The occasion for this personal archaeology was McLaughlin’s death this past Tuesday at age 89. Jogging my memory, I was certain I had once appeared on a McLaughlin show and I was right: The show was “McLaughlin,” the nightly talk show he hosted on CNBC from 1989 to 1994. The appearance I made on this show on June 15, 1989 was the first TV appearance I ever made. I was a reporter in New York writing about TV and radio for a weekly trade publication called Electronic Media, published by Crain.

The subject was talk radio, and the principal guests were two practitioners of the form -- Bob Grant of WABC-AM in New York and Jerry Williams of WRKO-AM in Boston. They are both dead now.

The main talking point of this “McLaughlin” episode was the recent announcement by Williams that he was forming a new organization of talk-radio personalities that would eventually become the National Association of Radio Talk Show Hosts.

Well, the idea that the nation’s most opinionated and influential radio talk-show hosts would be organizing into a group to share ideas and compare notes sent McLaughlin into a tizzy. In an attempt to generate heat during the show, he would suddenly adopt an urgent, alarmed tone and blurt out questions such as “Are you going to have a cabal?!” At one point, he even leveled this accusation: “Your role is to delegitimize the United States!”

While he bellowed, Grant and Williams sat there in their swivel chairs looking like they didn’t have a care in the world.

I was brought on as part of a panel of three journalists who would be permitted to ask these two radio personalities some questions of our own after McLaughlin himself had exhausted his own line of inquiry. The other two were Jill Brooke, then a TV reporter and radio columnist at the New York Post, and Fleming Meeks, identified as a reporter for Forbes magazine (he is now executive editor of Barron’s).

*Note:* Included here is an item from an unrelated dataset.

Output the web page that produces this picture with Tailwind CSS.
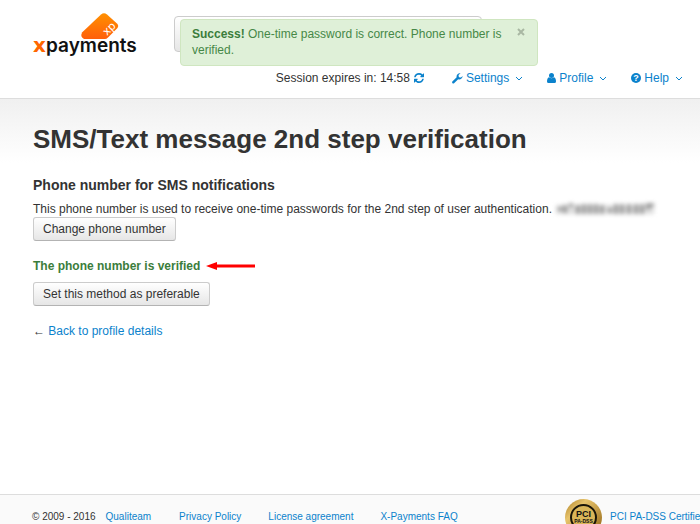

From the standpoint of technology, this episode of “McLaughlin” seems quaint indeed.  For example, when McLaughlin leveled his “cabal” accusation, Williams calmly admitted that his association of radio talk-show hosts would indeed “use fax machines to coordinate efforts.”

And yet the more things change, the more things stay the same, for who should emerge as a topic of conversation but Donald Trump, then 43. For reasons McLaughlin did not specify, he suddenly asked the two radio personalities what they thought of him.

Grant replied airily that he liked him, but didn’t elaborate. Williams said he did not like him because of a recent incident in which Trump had appeared on Larry King's CNN talk show and insulted Larry by complaining, live on the air, about Larry’s bad breath. Williams thought this was a mean thing to do. 

When an audience member asked them what they thought of Howard Stern, Grant answered with one word: “Filth.” Williams’ terse answer: “Not a talk show host.”

In later years, I would encounter all kinds of interviewers on TV. Of the ones referenced above, Chris Matthews was the one whose questions were sometimes so garbled that answering them could be tricky. In one appearance I made on “Hardball,” I actually burst out laughing at the absurdity of something he asked me that I did not, and could not, comprehend.

At another time in my career, I appeared fairly often on Court TV, where Nancy Grace was also prone to surprising me with questions out of left field. Though they were unexpected, I remember her as possibly the liveliest interviewer I have ever appeared with on TV. The most fun too.

As for McLaughlin, I never saw him or appeared on any of his shows again.